Hitchhiker's Guide background music

The boredom of lockdown and the desire to avoid doing real work have led me to get something that I’d been meaning to do for years properly sorted. And I think I’ve just done it.

The original six radio episodes of Douglas Adams’ The Hitchhiker’s Guide to the Galaxy used a wide variety of music, mostly as background to the Book’s narrations. Some of this music I recognised as a young boy because I was already familiar with it, but most was unknown to me. Thanks to the book of the script, Spotify and my own ears (not to say overwhelming desire to get everything nailed down, to the second where possible) I’ve now got a spreadsheet of all the relevant sections, timings, album and track used. I won’t appal you with the full thing here, but here’s a summary in case a) you’re interested, b) you want to know what Douglas Adams was listening to in the 70s or c) you want to discover some slightly unusual music:

The theme music was, as many of you may know, Journey of the Sorcerer from the Eagles’ One of These Nights. Each episode started with the section from 1:02 into the first ‘chorus’, whilst the closing credits were spoken over the banjo section from 1:38 into the 12/8 version of the ‘chorus’.

First episode
A Rainbow in Curved Air by Terry Riley (also used quite a lot in other episodes)
Lontano by Ligeti (probably the 1970 release on Heliodor/WERGO, since it seems to be the only release that would have been available in 1977).
Volumina by Ligeti (one of the horrifically doom-laden organ chords was used for the Vogon captain requesting poetical analysis)

Second episode
Wind on Water from Evening Star by Fripp & Eno (also used in later episodes)
Cachaca (Baiao) by Patrick Moraz (the terrifically cheesy news music for the report on Zaphod stealing the starship)

Third episode
Katakomben from Einstieg by Between
Space and Space Requiem from Go by Stomu Yamashta
Oxygene parts 1 and 5 by Jean-Michel Jarre
Kyrie from Ligeti’s Requiem
Shine On, you Crazy Diamond from… well, you know (used in the ‘deleted scene’ where they first walk on Magrathea - you can even hear the crackle on the vinyl)

Fourth episode
Moon City from In Search of Ancient Gods by Absolute Elsewhere
Mikrophonie I by Stockhausen (I’m fairly sure - Stockhausen is never easy to pin down)

Fifth episode
Melodien by Ligeti
The Engulfed Cathedral from Snowflakes are Dancing by Tomita

Sixth episode
Volumina by Ligeti
Volkstanz from Einstieg by Between
and, of course, What a Wonderful World by Louis Armstrong

There are a couple of places where I’m certain the script book (and wikipedia, which quotes from it) are wrong, but I won’t bore you to tears with the details… unless anyone asks, of course.

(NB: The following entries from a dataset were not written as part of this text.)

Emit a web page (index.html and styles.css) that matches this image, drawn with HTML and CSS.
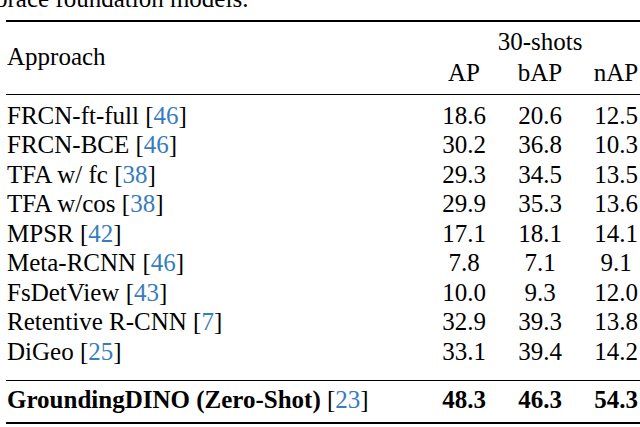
FILE: index.html
```html
<!DOCTYPE html>
<html lang="en">
<head>
    <meta charset="UTF-8">
    <meta name="viewport" content="width=device-width, initial-scale=1.0">
    <title>Few-shot results</title>
    <link rel="stylesheet" href="styles.css">
</head>
<body>
    <p class="caption">brace foundation models.</p>

    <div class="results">
        <div class="results-head">
            <div class="approach">Approach</div>
            <div class="shots">30-shots</div>
            <div class="num">AP</div>
            <div class="num">bAP</div>
            <div class="num">nAP</div>
        </div>

        <div class="results-body">
            <div class="name">FRCN-ft-full [<a href="#">46</a>]</div>
            <div class="num">18.6</div><div class="num">20.6</div><div class="num">12.5</div>

            <div class="name">FRCN-BCE [<a href="#">46</a>]</div>
            <div class="num">30.2</div><div class="num">36.8</div><div class="num">10.3</div>

            <div class="name">TFA w/ fc [<a href="#">38</a>]</div>
            <div class="num">29.3</div><div class="num">34.5</div><div class="num">13.5</div>

            <div class="name">TFA w/cos [<a href="#">38</a>]</div>
            <div class="num">29.9</div><div class="num">35.3</div><div class="num">13.6</div>

            <div class="name">MPSR [<a href="#">42</a>]</div>
            <div class="num">17.1</div><div class="num">18.1</div><div class="num">14.1</div>

            <div class="name">Meta-RCNN [<a href="#">46</a>]</div>
            <div class="num">7.8</div><div class="num">7.1</div><div class="num">9.1</div>

            <div class="name">FsDetView [<a href="#">43</a>]</div>
            <div class="num">10.0</div><div class="num">9.3</div><div class="num">12.0</div>

            <div class="name">Retentive R-CNN [<a href="#">7</a>]</div>
            <div class="num">32.9</div><div class="num">39.3</div><div class="num">13.8</div>

            <div class="name">DiGeo [<a href="#">25</a>]</div>
            <div class="num">33.1</div><div class="num">39.4</div><div class="num">14.2</div>
        </div>

        <div class="results-foot">
            <div class="name"><b>GroundingDINO (Zero-Shot)</b> [<a href="#">23</a>]</div>
            <div class="num"><b>48.3</b></div><div class="num"><b>46.3</b></div><div class="num"><b>54.3</b></div>
        </div>
    </div>
</body>
</html>
```

FILE: styles.css
```css
html, body {
    overflow: hidden;
}

body {
    margin: 0;
    background-color: #fff;
    color: #000;
    font-family: "Liberation Serif", "Times New Roman", serif;
    font-size: 25px;
}

.caption {
    margin: -16px 0 0 -5px;
    line-height: 30px;
    white-space: nowrap;
}

.results {
    width: 648px;
    margin: 6px 0 0 6px;
    border-top: 2px solid #000;
    border-bottom: 2px solid #000;
}

.results-head,
.results-body,
.results-foot {
    display: grid;
    grid-template-columns: 420px 76px 76px 76px;
}

.results-head {
    grid-template-rows: 31px 31px;
    line-height: 31px;
    padding: 3.5px 0 6.5px;
    border-bottom: 1px solid #000;
}

.results-body {
    grid-auto-rows: 29.5px;
    line-height: 29.5px;
    padding: 5.6px 0 13.9px;
    border-bottom: 1px solid #000;
}

.results-foot {
    grid-auto-rows: 29.5px;
    line-height: 29.5px;
    padding: 3.8px 0 7.7px;
}

.approach {
    grid-row: 1 / span 2;
    align-self: center;
    padding-left: 1px;
}

.shots {
    grid-column: 2 / span 3;
    text-align: center;
}

.results-head .num {
    grid-row: 2;
}

.name {
    padding-left: 1px;
    white-space: nowrap;
}

.num {
    text-align: center;
    white-space: nowrap;
}

a {
    color: #367dbd;
    text-decoration: none;
}
```
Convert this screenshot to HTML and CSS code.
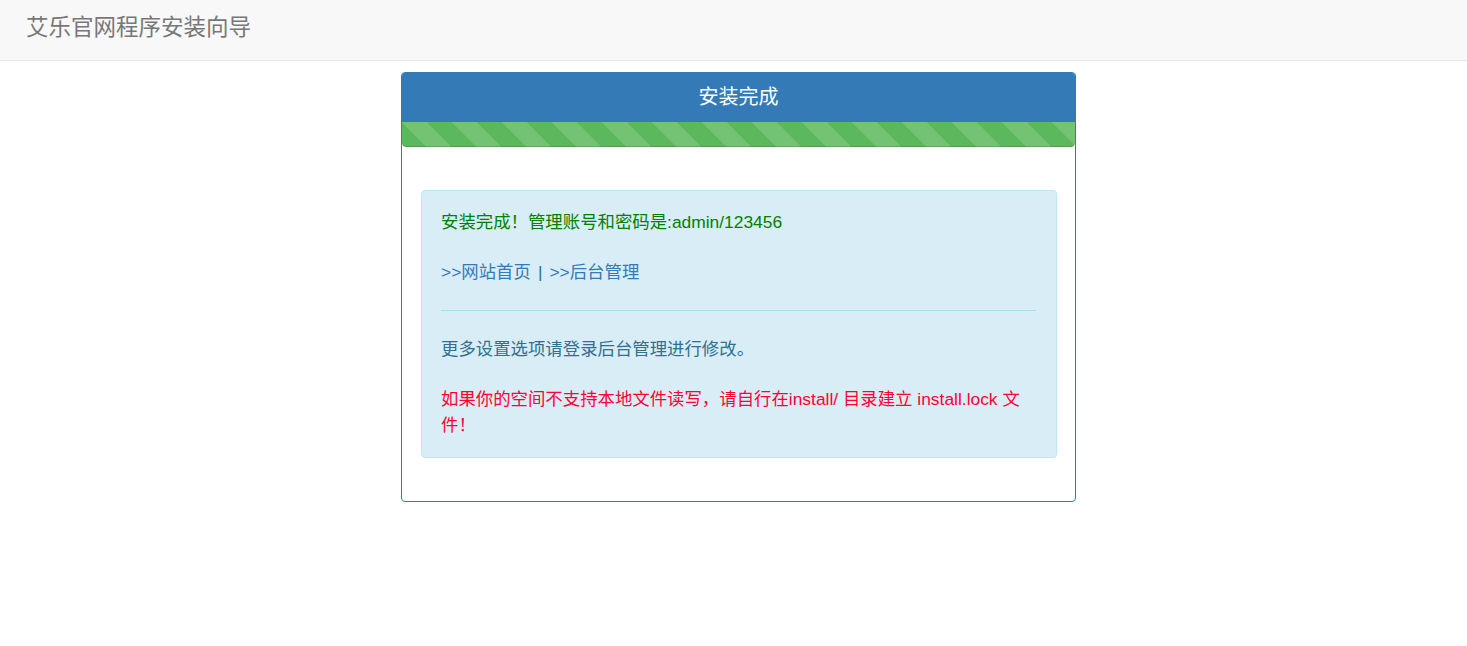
FILE: index.html
```html
<!DOCTYPE html>
<html lang="zh-CN">
<head>
    <meta charset="UTF-8">
    <title>艾乐官网程序安装向导</title>
    <link rel="stylesheet" href="styles.css">
</head>
<body>
    <!-- Верхняя панель -->
    <div class="navbar">
        <span class="brand">艾乐官网程序安装向导</span>
    </div>

    <div class="wrap">
        <div class="panel">
            <div class="panel-heading">安装完成</div>
            <div class="progress">
                <div class="progress-bar"></div>
            </div>
            <div class="panel-body">
                <div class="alert">
                    <p class="ok">安装完成！管理账号和密码是:admin/123456</p>
                    <p><a href="#">&gt;&gt;网站首页</a><span class="sep">|</span><a href="#">&gt;&gt;后台管理</a></p>
                    <hr>
                    <p>更多设置选项请登录后台管理进行修改。</p>
                    <p class="warn">如果你的空间不支持本地文件读写，请自行在install/ 目录建立 install.lock 文件！</p>
                </div>
            </div>
        </div>
    </div>
</body>
</html>
```

FILE: styles.css
```css
/* Общие стили */
* {
    margin: 0;
    padding: 0;
    box-sizing: border-box;
}

body {
    font-family: "Liberation Sans", "Noto Sans CJK SC", sans-serif;
    font-size: 14px;
    line-height: 1.42857;
    color: #333333;
    background-color: #FFFFFF;
}

/* Навигация */
.navbar {
    height: 61px;
    background-color: #f8f8f8;
    border-bottom: 1px solid #e7e7e7;
    padding-left: 26px;
    display: flex;
    align-items: center;
}

.brand {
    font-size: 22.5px;
    color: #777777;
    margin-top: -4px;
}

/* Панель */
.wrap {
    padding-left: 10px;
    padding-top: 11px;
}

.panel {
    width: 675px;
    margin: 0 auto;
    border: 1px solid #337ab7;
    border-radius: 4px;
    overflow: hidden;
}

.panel-heading {
    height: 49px;
    background-color: #337ab7;
    color: #FFFFFF;
    font-size: 20px;
    text-align: center;
    line-height: 49px;
}

.progress {
    height: 25px;
    background-color: #f5f5f5;
    border-radius: 0 0 4px 4px;
    overflow: hidden;
}

.progress-bar {
    width: 100%;
    height: 100%;
    background-color: #5cb85c;
    background-image: linear-gradient(45deg, rgba(255, 255, 255, .15) 25%, transparent 25%, transparent 50%, rgba(255, 255, 255, .15) 50%, rgba(255, 255, 255, .15) 75%, transparent 75%, transparent);
    background-size: 50px 50px;
    box-shadow: inset 0 -1px 0 rgba(0, 0, 0, .15);
    border-radius: 0 0 4px 4px;
}

.panel-body {
    padding: 43px 18px 43px 19px;
}

/* Сообщение */
.alert {
    background-color: #d9edf7;
    border: 1px solid #bce8f1;
    border-radius: 4px;
    color: #31708f;
    padding: 18px 20px 19px 19px;
    font-size: 17.4px;
    line-height: 26px;
}

.alert p {
    margin-bottom: 24px;
}

.alert p:last-child {
    margin-bottom: 0;
}

.alert a {
    color: #337ab7;
    text-decoration: none;
}

.alert .sep {
    display: inline-block;
    margin: 0 7px;
    font-weight: 300;
    color: #31708f;
}

.alert hr {
    border: 0;
    border-top: 1px solid #a6e1ec;
    margin: 25px 0 25px;
}

.ok {
    color: #008000;
}

.warn {
    color: #ff0033;
}
```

It’s been a peculiar sort of slightly masochistic fun doing this, and discovering some new music along the way. If you enjoy exploring the list above similarly, do say so.



Well done, Mark. This makes for an excellent playlist on Tidal – although two or three pieces aren’t available.

Indeed, some of them are a bit obscure. Spotify doesn’t have Go by Yamashta, which slightly surprises me because it’s not that unheard-of (I don’t think - I was only two when it was first released).

Watch out for Volumina though - it’s like the organ equivalent of dark ambient and could quite easily be used to soundtrack some sort of gathering apocalypse. Not the cheeriest of listens, especially at the moment.


Stomu Yamashta is a legend. Big fan. Love Tomito as well.

Thanks for the reminder, on my play list. Never heard it through a decent audio system, usually on headphones or in the car.

Thanks for this, tried making my first playlist in Qobuz.


Not all the tracks there but I think I got most.